* TASK DESCRIPTION: Extract word for word the lines of the listing from its start to the line holding "import React from 'react';", both ends kept; pictures are not part of the copy.

* RECORDED DATA:

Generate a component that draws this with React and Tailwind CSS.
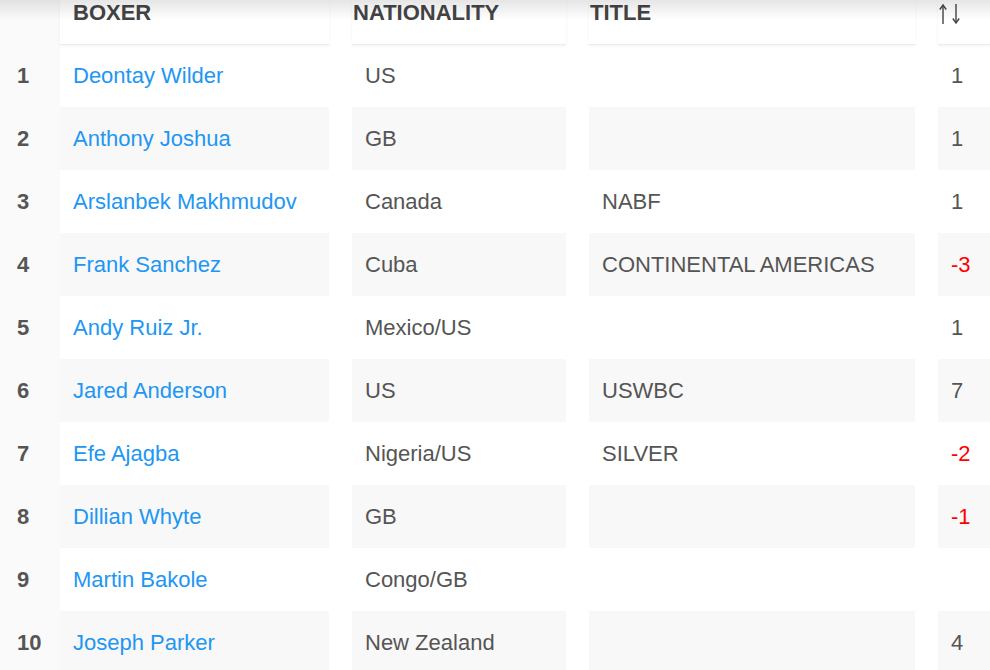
import React from 'react';

const boxers = [
  { rank: 1, name: 'Deontay Wilder', nat: 'US', title: '', change: '1' },
  { rank: 2, name: 'Anthony Joshua', nat: 'GB', title: '', change: '1' },
  { rank: 3, name: 'Arslanbek Makhmudov', nat: 'Canada', title: 'NABF', change: '1' },
  { rank: 4, name: 'Frank Sanchez', nat: 'Cuba', title: 'CONTINENTAL AMERICAS', change: '-3' },
  { rank: 5, name: 'Andy Ruiz Jr.', nat: 'Mexico/US', title: '', change: '1' },
  { rank: 6, name: 'Jared Anderson', nat: 'US', title: 'USWBC', change: '7' },
  { rank: 7, name: 'Efe Ajagba', nat: 'Nigeria/US', title: 'SILVER', change: '-2' },
  { rank: 8, name: 'Dillian Whyte', nat: 'GB', title: '', change: '-1' },
  { rank: 9, name: 'Martin Bakole', nat: 'Congo/GB', title: '', change: '' },
  { rank: 10, name: 'Joseph Parker', nat: 'New Zealand', title: '', change: '4' },
];

const SortIcon = () => (
  <svg width="26" height="22" viewBox="0 0 26 22" fill="none" stroke="#444" strokeWidth="1.4">
    {/* стрелка вверх */}
    <path d="M4 2v19" />
    <path d="M0.8 6.5L4 2l3.2 4.5" />
    {/* стрелка вниз */}
    <path d="M17 1v19" />
    <path d="M13.8 15.5L17 20l3.2-4.5" />
  </svg>
);

const Row = ({ b, striped }) => {
  const cell = `flex items-center px-[13px] ${striped ? 'bg-[#f8f8f8]' : 'bg-white'}`;
  const negative = b.change.startsWith('-');
  return (
    <div className="flex h-[63px]">
      <div className="w-[60px] shrink-0 bg-[#fafafa] flex items-center pl-[17px] font-bold text-[#555]">
        {b.rank}
      </div>
      <div className={`${cell} w-[269px] shrink-0`}>
        <a href="#" className="text-[#2196f3]">{b.name}</a>
      </div>
      <div className={`${cell} w-[214px] shrink-0 ml-[23px]`}>{b.nat}</div>
      <div className={`${cell} w-[326px] shrink-0 ml-[23px]`}>{b.title}</div>
      <div className={`${cell} flex-1 ml-[23px] ${negative ? 'text-[#ff0000]' : ''}`}>{b.change}</div>
    </div>
  );
};

const headShadow = 'shadow-[0_1px_0_#ebebeb,0_2px_3px_rgba(0,0,0,0.05)]';

const App = () => {
  return (
    <div
      className="relative w-[990px] h-[670px] overflow-hidden bg-white text-[22px] text-[#555]"
      style={{ fontFamily: '"Liberation Sans", Arial, sans-serif' }}
    >
      {/* --- ШАПКА ТАБЛИЦЫ --- */}
      <div className="relative z-10 flex h-[44px] font-bold text-[#444] leading-[22px] uppercase">
        <div className="w-[60px] shrink-0 bg-[#fafafa]" />
        <div className={`w-[269px] shrink-0 bg-white pt-[2px] pl-[13px] ${headShadow}`}>Boxer</div>
        <div className={`w-[214px] shrink-0 ml-[23px] bg-white pt-[2px] pl-[1px] ${headShadow}`}>Nationality</div>
        <div className={`w-[326px] shrink-0 ml-[23px] bg-white pt-[2px] pl-[1px] ${headShadow}`}>Title</div>
        <div className={`flex-1 ml-[23px] bg-white pt-[3px] pl-[1px] ${headShadow}`}>
          <SortIcon />
        </div>
      </div>

      {boxers.map((b, i) => (
        <Row key={b.rank} b={b} striped={i % 2 === 1} />
      ))}

      {/* тень сверху */}
      <div className="pointer-events-none absolute inset-x-0 top-0 z-20 h-[20px] bg-gradient-to-b from-black/10 to-transparent" />
    </div>
  );
};

export default App;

* COMPLETED EXERCISE:
Generate a component that draws this with React and Tailwind CSS.
import React from 'react';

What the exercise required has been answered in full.